Diese Herausforderung, der Liberalismus gegenübersteht, ähnelt sehr denjenigen in Rechtssystemen und Justizsystemen. So wie das Recht für alle Bürger zugänglich und verständlich sein muss, muss der Liberalismus eine Sprache sprechen, die für Menschen aus allen Lebensbereichen nachvollziehbar ist. Und das bedeutet nicht, den Liberalismus zu verändern oder seine Kernprinzipien zu verwässern, sondern sie in Erzählungen zu übersetzen, die die Anliegen der Menschen ansprechen. Der Konflikt zwischen Liberalismus und Populismus geht nicht nur um konkurrierende Ideologien, sondern auch um effektive Kommunikation und Engagement. Den Liberalismus "zu sozialisieren" bedeutet, über traditionelle politische Rhetorik hinauszugehen, und wirklich zu verstehen, anzusprechen und die täglichen Herausforderungen angemessen zu kommunizieren und zu adressieren. Dies kann die Kluft zwischen Prinzipienvielfalt und konkreten Realitäten überbrücken.

Wie auch immer der Ansatz für die Zukunft aussehen mag, für mich ist die wichtigste Erkenntnis des Seminars, dass wir nicht den gleichen Herangehensweisen verfallen dürfen, die wir im Populismus stark verurteilen und das "Andere" abweisen.
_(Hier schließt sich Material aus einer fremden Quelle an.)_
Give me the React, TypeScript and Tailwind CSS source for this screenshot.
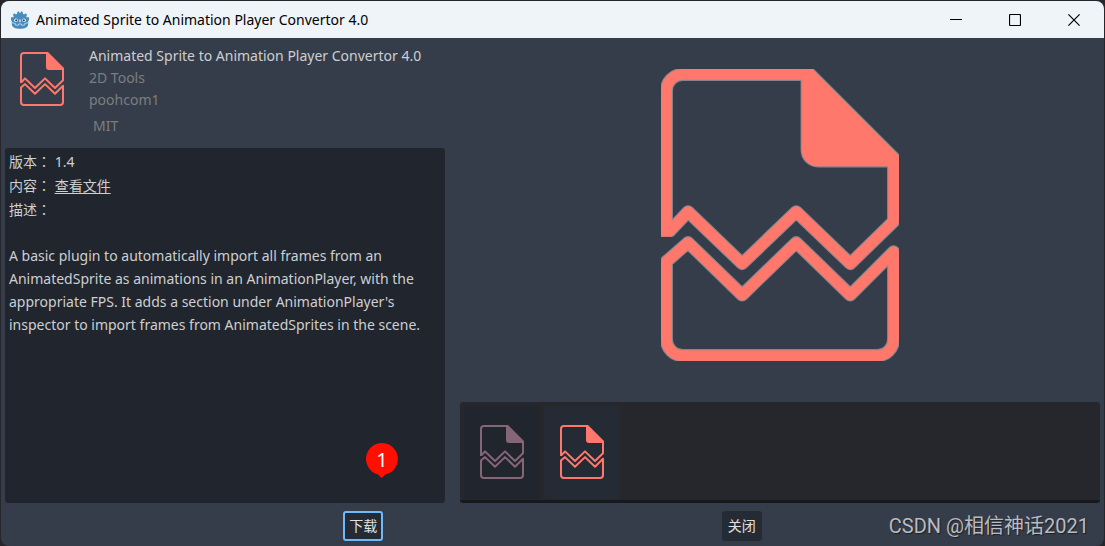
const uiFont = "font-['Noto_Sans','Noto_Sans_CJK_SC',sans-serif]";

const thumbnails = [
	{ label: "Preview 1", active: false },
	{ label: "Preview 2", active: true },
];

const description =
	"A basic plugin to automatically import all frames from an AnimatedSprite as animations in an AnimationPlayer, with the appropriate FPS. It adds a section under AnimationPlayer's inspector to import frames from AnimatedSprites in the scene.";

function TornFileIcon({ className, halo = false }: { className: string; halo?: boolean }) {
	const upper = "M27 1H4A3 3 0 0 0 1 4V31M1.4 30.2L5 26.4L15 36L25 26.4L35 36L43 28.2V17";
	const lower = "M1 35.6L5 32.1L15 41.8L25 32.1L35 41.8L43 33.8V50A3 3 0 0 1 40 53H4A3 3 0 0 1 1 50Z";
	const fold = "M26 0H28L44 16V18H29A3 3 0 0 1 26 15Z";

	return (
		<svg viewBox="0 0 44 54" fill="none" className={className} aria-hidden="true">
			{halo && (
				<g stroke="#89858c" strokeWidth="2.4" strokeLinejoin="round">
					<path d={upper} />
					<path d={lower} />
					<path d={fold} strokeWidth="0.4" />
				</g>
			)}
			<g stroke="currentColor" strokeWidth="2" strokeLinejoin="round">
				<path d={upper} />
				<path d={lower} />
			</g>
			<path d={fold} fill="currentColor" />
		</svg>
	);
}

function GodotLogo() {
	return (
		<svg viewBox="0 0 18 18" className="size-[18px]" aria-hidden="true">
			<path
				d="M6.2.9 8 .3l.5 1.8h1L10 .3l1.8.6.1 1.8 1.2.7 1.5-1.1 1.5 1.5-.9 1.6.5.9H18v3l-.8.6v3.3c0 3-3.7 4.6-8.2 4.6S.8 16.2.8 13.2V9.9L0 9.3v-3h2.3l.5-.9-.9-1.6 1.5-1.5 1.5 1.1 1.2-.7z"
				fill="#478cbf"
			/>
			<path d="M1 11.8l3.2.5.3 1.8 2.7.2.3-1.3h3l.3 1.3 2.7-.2.3-1.8 3.2-.5" fill="none" stroke="#e5eef5" strokeWidth=".7" />
			<circle cx="5" cy="9.3" r="1.8" fill="#fff" />
			<circle cx="13" cy="9.3" r="1.8" fill="#fff" />
			<circle cx="5.2" cy="9.3" r="1.1" fill="#414042" />
			<circle cx="12.8" cy="9.3" r="1.1" fill="#414042" />
			<path d="M9 8.8v2" stroke="#fff" strokeWidth="1.1" strokeLinecap="round" />
		</svg>
	);
}

function TitleBar() {
	const button = "flex h-full w-[59px] items-center justify-center";

	return (
		<header className="flex h-[37px] shrink-0 items-center bg-[#eff4f9] pl-2.5 pr-px text-black">
			<GodotLogo />
			<h1 className="ml-[7px] flex-1 font-['Noto_Sans',sans-serif] text-sm">
				Animated Sprite to Animation Player Convertor 4.0
			</h1>
			<button type="button" aria-label="Minimize" className={button}>
				<svg viewBox="0 0 12 12" className="size-3" stroke="currentColor" fill="none">
					<path d="M0 5.5h12" />
				</svg>
			</button>
			<button type="button" aria-label="Maximize" className={button}>
				<svg viewBox="0 0 12 12" className="size-3" stroke="currentColor" fill="none">
					<rect x=".5" y=".5" width="11" height="11" rx="1" strokeWidth="1.2" />
				</svg>
			</button>
			<button type="button" aria-label="Close window" className={button}>
				<svg viewBox="0 0 12 12" className="size-3" stroke="currentColor" fill="none">
					<path d="M.4.4l11.2 11.2M11.6.4L.4 11.6" strokeWidth="1.2" />
				</svg>
			</button>
		</header>
	);
}

function FieldLabel({ text }: { text: string }) {
	return (
		<>
			{text}
			<span className="font-['Noto_Sans_CJK_TC',sans-serif]">：</span>{" "}
		</>
	);
}

function AssetDetails() {
	return (
		<section className="flex min-w-0 flex-[440] flex-col">
			<div className="flex h-[106px] shrink-0">
				<TornFileIcon className="ml-[15px] mt-2.5 h-[54px] w-11 text-[#ff786b]" />
				<div className="ml-[25px] mt-[3px] leading-[22px] text-[#7c7d7f]">
					<h2 className="text-[#cdcfd2]">Animated Sprite to Animation Player Convertor 4.0</h2>
					<p>2D Tools</p>
					<p>poohcom1</p>
					<p className="ml-1 mt-1">MIT</p>
				</div>
			</div>
			<div className="relative flex-1 rounded-[3px] bg-[#21252d] px-1 pt-px text-[#cdcfd2]">
				<p className="h-6 leading-6">
					<FieldLabel text="版本" />
					1.4
				</p>
				<p className="h-6 leading-6">
					<FieldLabel text="内容" />
					<a href="#files" className="underline underline-offset-2">
						查看文件
					</a>
				</p>
				<p className="h-6 leading-6">
					<FieldLabel text="描述" />
				</p>
				<p className="mt-[23px] leading-[23px]">{description}</p>
				<div className="absolute bottom-[25px] right-[47px] h-[35px] w-8">
					<svg viewBox="0 0 32 35" className="absolute inset-0" aria-hidden="true">
						<path d="M16 0a16 16 0 0 1 3 31.7L15.5 35 12 31.5A16 16 0 0 1 16 0z" fill="#ff0f00" />
					</svg>
					<span className="relative block text-center text-xl leading-[34px] text-white">1</span>
				</div>
			</div>
		</section>
	);
}

function AssetPreview() {
	return (
		<section className="flex min-w-0 flex-[640] flex-col">
			<div className="flex flex-1 items-center justify-center pb-[15px]">
				<TornFileIcon halo className="h-[292px] w-[238px] text-[#ff786b]" />
			</div>
			<div className="flex h-[101px] shrink-0 gap-1 rounded-[3px] border-b-3 border-[#18191d] bg-[#26272c] px-1 pt-1">
				{thumbnails.map((item) => (
					<button
						key={item.label}
						type="button"
						aria-label={item.label}
						aria-pressed={item.active}
						className={
							item.active
								? "flex h-[93px] w-[76px] items-center justify-center rounded-[3px] bg-[#252b34] pb-0.5 text-[#ff786b]"
								: "flex h-[93px] w-[76px] items-center justify-center rounded-[3px] bg-[#21252d] pb-0.5 text-[#856578]"
						}
					>
						<TornFileIcon className="h-[54px] w-11" />
					</button>
				))}
			</div>
		</section>
	);
}

export default function App() {
	return (
		<div className="flex h-screen min-h-[480px] flex-col bg-[#25272d] px-px pt-px">
			<div
				className={`relative flex flex-1 flex-col overflow-hidden rounded-lg bg-[#363d4a] text-sm ${uiFont}`}
			>
				<TitleBar />
				<main className="flex flex-1 flex-col px-1 pb-[5px] pt-1">
					<div className="flex flex-1 gap-[15px]">
						<AssetDetails />
						<AssetPreview />
					</div>
					<footer className="mt-2 flex justify-evenly text-[#e0e0e0]">
						<button
							type="button"
							className="h-[30px] w-10 rounded-[3px] border-2 border-[#70bafa] bg-[#252b34]"
						>
							下载
						</button>
						<button type="button" className="h-[30px] w-10 rounded-[3px] bg-[#252b34]">
							关闭
						</button>
					</footer>
				</main>
				<p className="absolute bottom-1.5 right-[15px] font-[Roboto,'Noto_Sans_CJK_SC',sans-serif] text-xl leading-7 text-[#b9bcc1] [text-shadow:1px_1px_1px_#1b1e24]">
					CSDN @相信神话2021
				</p>
			</div>
		</div>
	);
}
Ja, der Aufstieg des Populismus sollte für den Liberalismus ein Weckruf sein, sich weiterzuentwickeln, anzupassen und seine Rolle als treibende Kraft für Fortschritt, und demokratische Werte zurückzugewinnen. Aber nicht, indem er sich selbst beurteilt und sich auf einer imaginären Skala der Moralität und Rechtschaffenheit höher positioniert. Dies würde ihn nur noch weiter von der breiten Öffentlichkeit entfremden. Unabhängig vom massiven Wertekonflikt zwischen Liberalismus und Populismus sollte der Fokus darauf liegen, Brücken zu bauen und nicht noch mehr Barrieren zu schaffen.